Benne also said some so-called mega-churches are terribly overgrown, putting them into the precarious position of "grow or die." There
was no specific "mega-church" category in the survey.
"Now they are more entertainment-oriented. Some people want something more meaty than that, but some don't move beyond that," Benne said.
"As they get more theological, what will happen?"
Yeakley looked to how churches will address the large number of people who do not claim any religion - half the country.
"Americans believe in God, and most would say they believe in Christ, but when you get down to asking if they are a member of a local
congregation, you're down to half the population," Yeakley said. "That number is down, even here in the Bible Belt."
The census, published by Glenmary Home Missions' research arm, Nashville-based Glenmary Research Center, is the latest in a series of
every-10-year studies conducted concurrently with the U.S. Census.
The religious census reports that more than 140 million Americans are associated with one of the 149 religious bodies that participated
in the study including Muslims, Buddhists, Hindus, Bahais and other religious bodies beyond the Judeo-Christian tradition.
Fifty-eight reporting groups with 419,653 adherents are present in the metropolitan Knoxville area, which includes Anderson, Blount,
Knox, Loudon, Sevier and Union counties. The area has 960 of the state's 9,634 churches, synagogues, mosques and temples.

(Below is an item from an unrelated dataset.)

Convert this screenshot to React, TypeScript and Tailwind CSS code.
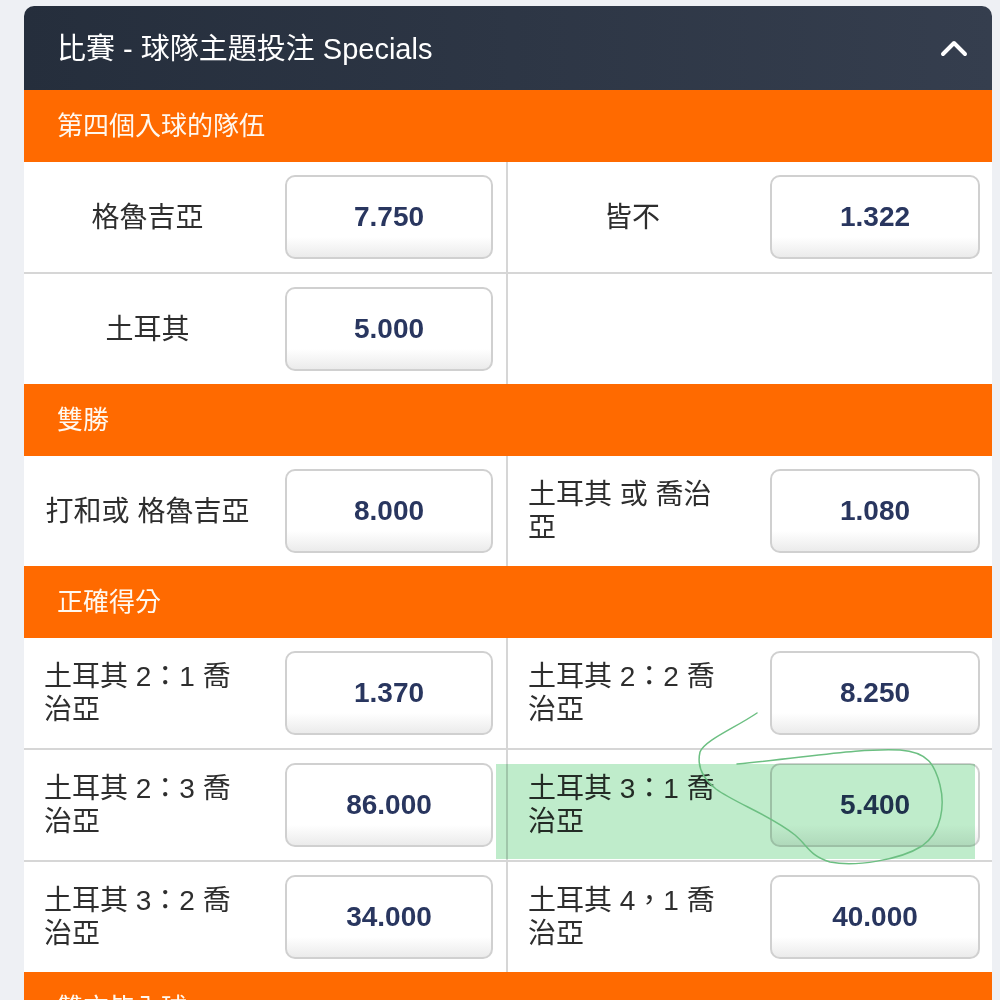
import { ReactElement } from "react";

interface Selection {
  label: string;
  odds: string;
  picked?: boolean;
}

interface Market {
  title: string;
  rows: (Selection | null)[][];
}

const markets: Market[] = [
  {
    title: "第四個入球的隊伍",
    rows: [
      [{ label: "格魯吉亞", odds: "7.750" }, { label: "皆不", odds: "1.322" }],
      [{ label: "土耳其", odds: "5.000" }, null],
    ],
  },
  {
    title: "雙勝",
    rows: [[{ label: "打和或 格魯吉亞", odds: "8.000" }, { label: "土耳其 或 喬治亞", odds: "1.080" }]],
  },
  {
    title: "正確得分",
    rows: [
      [{ label: "土耳其 2：1 喬治亞", odds: "1.370" }, { label: "土耳其 2：2 喬治亞", odds: "8.250" }],
      [{ label: "土耳其 2：3 喬治亞", odds: "86.000" }, { label: "土耳其 3：1 喬治亞", odds: "5.400", picked: true }],
      [{ label: "土耳其 3：2 喬治亞", odds: "34.000" }, { label: "土耳其 4，1 喬治亞", odds: "40.000" }],
    ],
  },
  {
    title: "雙方皆入球",
    rows: [],
  },
];

function Cell({ sel, left }: { sel: Selection | null; left: boolean }): ReactElement {
  return (
    <div className={`relative flex items-center h-[110px] ${left ? "border-r-2 border-[#d6d6d6] pr-[13px]" : "pr-[12px]"}`}>
      {sel && (
        <>
          <div className="flex flex-1 justify-center pl-[20px] pr-[34px]">
            <span className="text-[28px] leading-[33px] text-[#2e2e2e] text-left">{sel.label}</span>
          </div>
          <button className={`${left ? "w-[208px]" : "w-[210px]"} h-[84px] rounded-[10px] border-2 border-[#d0d0d0] bg-linear-to-b from-white from-75% to-[#ebebeb] text-[28px] font-bold text-[#29365f]`}>
            {sel.odds}
          </button>
          {sel.picked && (
            <div className="absolute left-[-12px] top-[14px] right-[17px] bottom-[1px] bg-[#bfeccb] mix-blend-multiply pointer-events-none" />
          )}
        </>
      )}
    </div>
  );
}

export default function App(): ReactElement {
  return (
    <div className="relative min-h-[1000px] bg-[#eef0f4] pt-[6px] pl-[24px] pr-[8px] font-['Liberation_Sans','Noto_Sans_CJK_TC',sans-serif]">
      <div className="bg-white rounded-t-[10px] overflow-hidden">
        <div className="flex items-center justify-between h-[84px] pt-[4px] pl-[33px] pr-[24px] bg-linear-to-r from-[#252e3c] to-[#353e4e]">
          <h2 className="text-[29px] text-white">比賽 - 球隊主題投注 Specials</h2>
          <svg width="28" height="18" viewBox="0 0 28 18" fill="none" className="mb-[4px]">
            <polyline points="3,15 14,4 25,15" stroke="white" strokeWidth="4" strokeLinecap="round" strokeLinejoin="round" />
          </svg>
        </div>
        {markets.map((market, i) => (
          <div key={i}>
            <div className="flex items-center h-[72px] pl-[33px] bg-[#ff6a00] text-[26px] text-[#fff8ef]">{market.title}</div>
            {market.rows.map((row, j) => (
              <div key={j} className={`grid grid-cols-2 ${j < market.rows.length - 1 ? "border-b-2 border-[#d6d6d6]" : ""}`}>
                <Cell sel={row[0]} left />
                <Cell sel={row[1]} left={false} />
              </div>
            ))}
          </div>
        ))}
      </div>
      <svg className="absolute left-0 top-0 pointer-events-none" width="1000" height="1000" viewBox="0 0 1000 1000" fill="none">
        <path
          d="M757 713 C735 728 705 740 700 752 C697 765 702 778 716 789 C735 803 770 815 795 835 C808 846 810 856 830 862 C855 867 900 860 922 846 C942 832 945 805 940 785 C935 765 928 752 900 750 C860 748 810 757 737 764"
          stroke="#6cbf82"
          strokeWidth="1.5"
          strokeLinecap="round"
        />
      </svg>
    </div>
  );
}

The Southern Baptist Convention ranked first among the numbers of churches, attendees, members and adherents in Knox County and in
Tennessee. The United Methodist Church ranked second for the religious group in Tennessee with the largest number of churches, members and
adherents. While it ranked third for the number of attendees in Tennessee, the denomination ranked second in Knox County for all four
categories.
Muslims made the top 10 for number of adherents in Knox County.